Though the deals for Collins and Fitzgerald may seem like a beginning — and they might be just that — Fitzgerald views his deal as a continuation of the programs’s momentum in recent years. An affirmation of job done well, but not done yet.

“When there’s a great fit, it just works,” Fitzgerald said. “This is a program extension. This is a commitment to a championship.”

That commitment is exciting; longtime fans know that it hasn’t always been there in the past. But with it will come pressure, too. Collins and Fitzgerald are paid like the country’s top coaches are, so there’s an expectation that the duo will get results that match their monetary counterparts. For Collins, that’s the likes of John Beilein, Gregg Marshall and Scott Drew. Though we don’t know Fitzgerald’s future salary for sure, it figures to fall in the range of coaches like Chris Peterson, Mike Gundy and Bobby Petrino.

The expectations are big for both men, but that’s how it should be. Collins said it himself after Northwestern basketball’s enthralling victory over Michigan this past season. “Anything good in life involves handling pressure,” he said.

For Northwestern to compete with the powerhouses of the NCAA, a department rebuild was necessary. The extensions for Collins and Fitzgerald are just one part of that.

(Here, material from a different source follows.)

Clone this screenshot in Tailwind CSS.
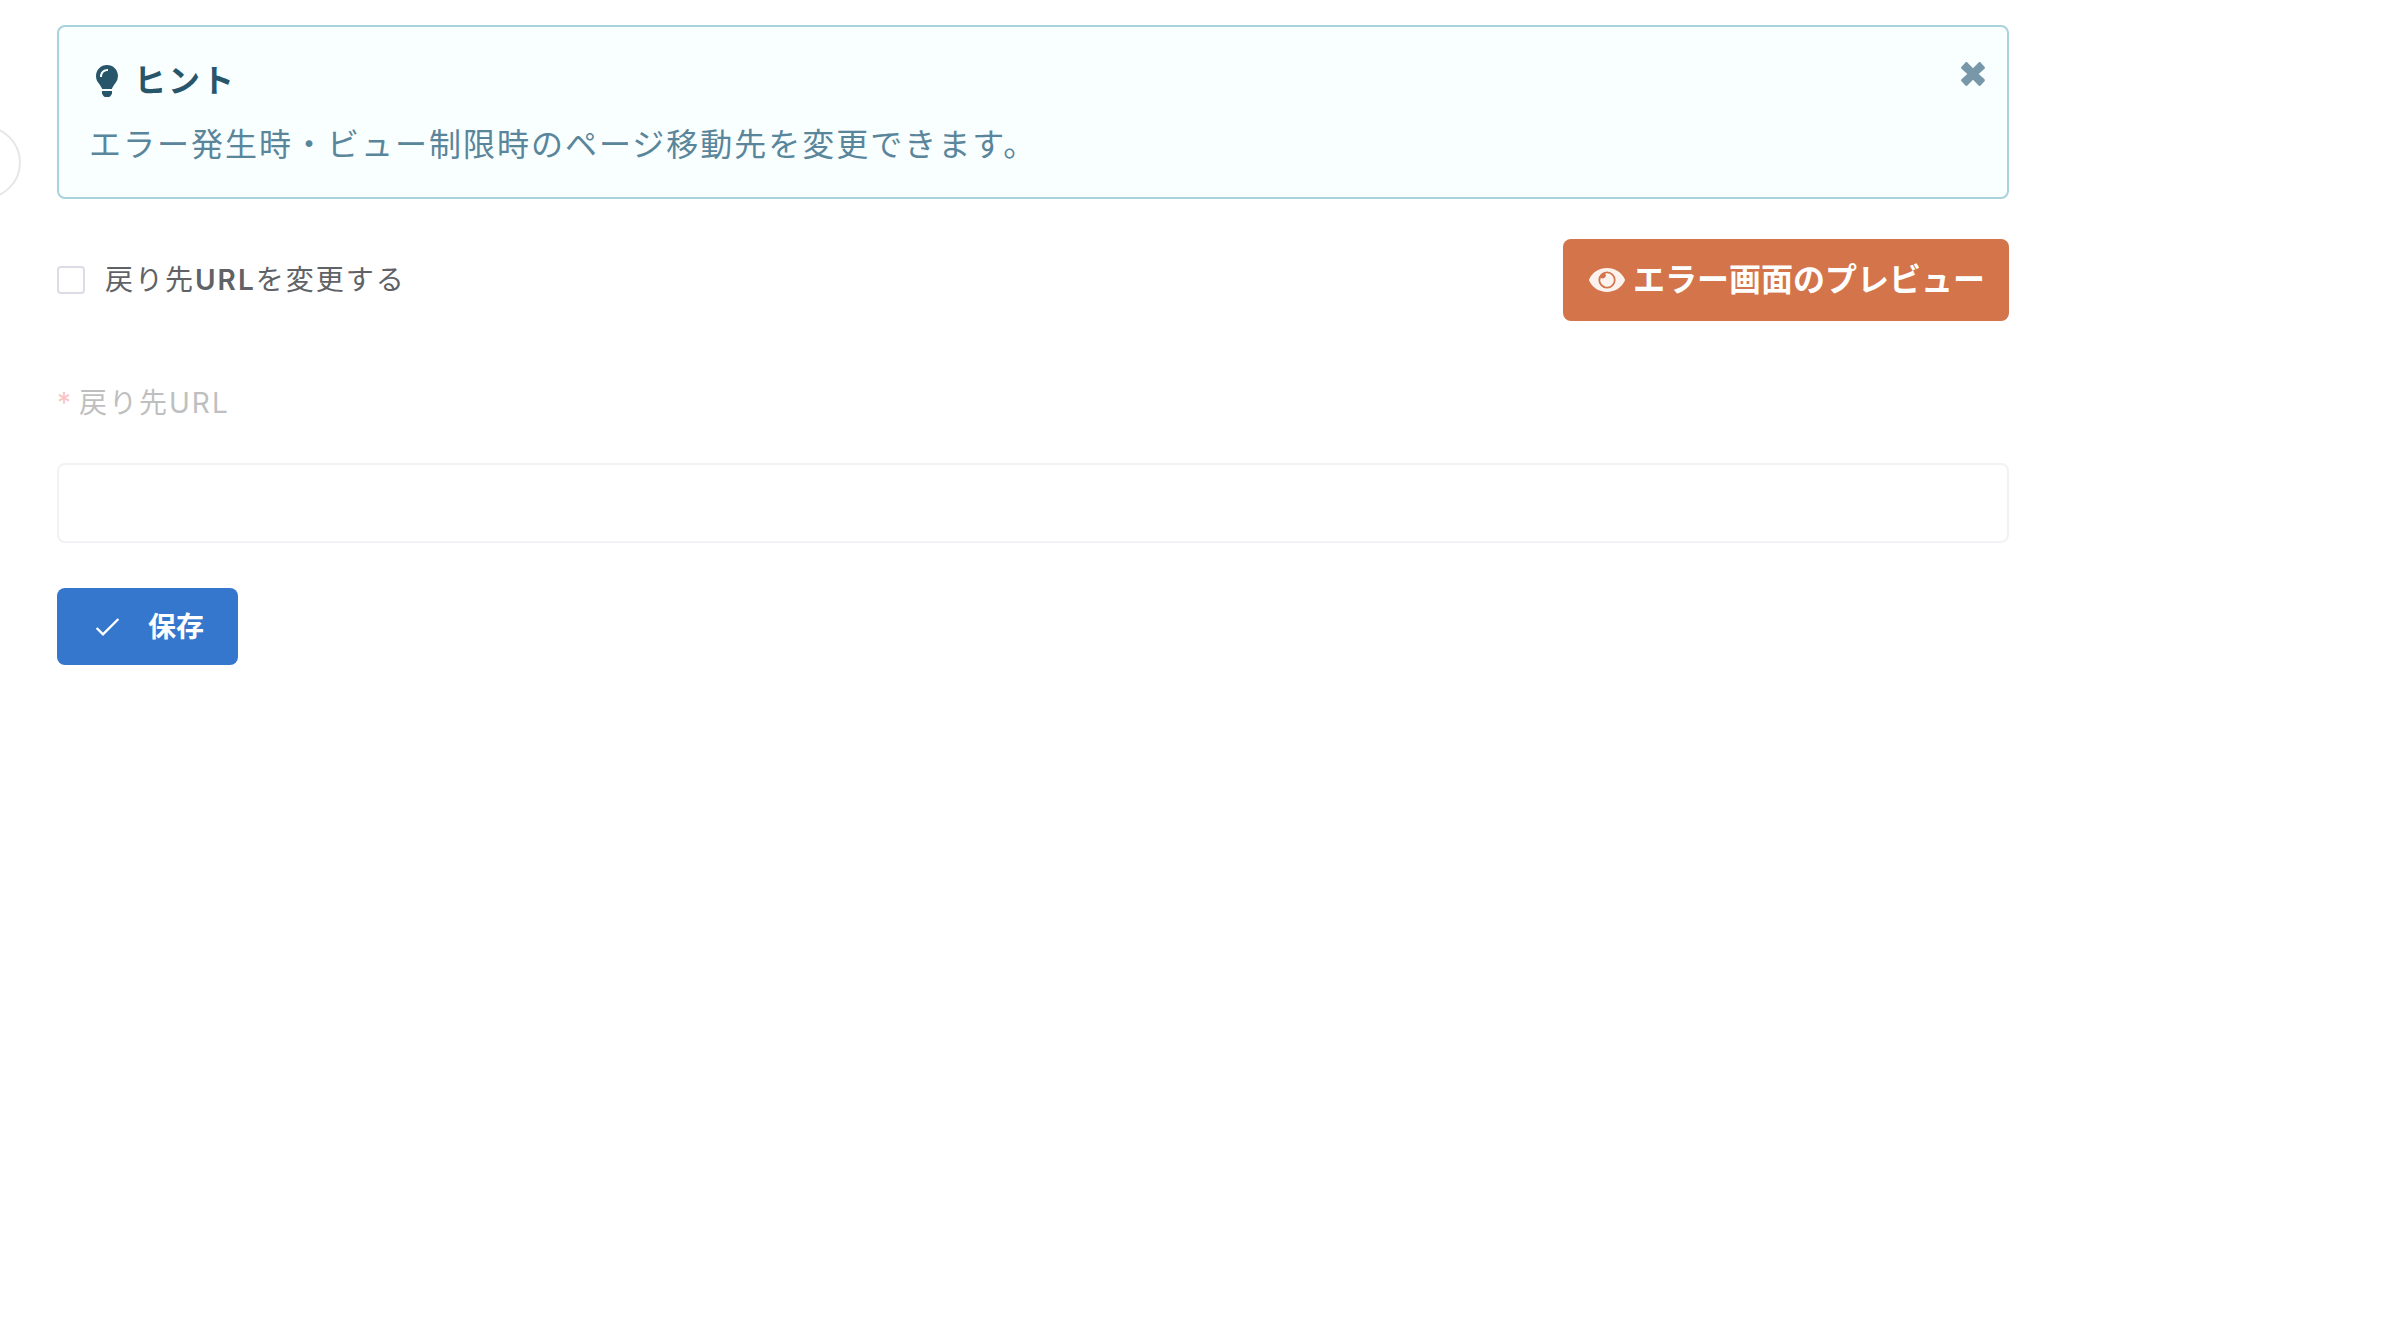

On the lakefront, the spine of what will be a state-of-the-art athletics facility now exists. For Northwestern’s two major sports programs, that same spine now exists in the form of the long-term security of its two coaches. Whether or not the progress of those two programs — Northwestern’s largest construction project — will follow the progress of the facilities in the form of a champion, well, that’s the $400 million question.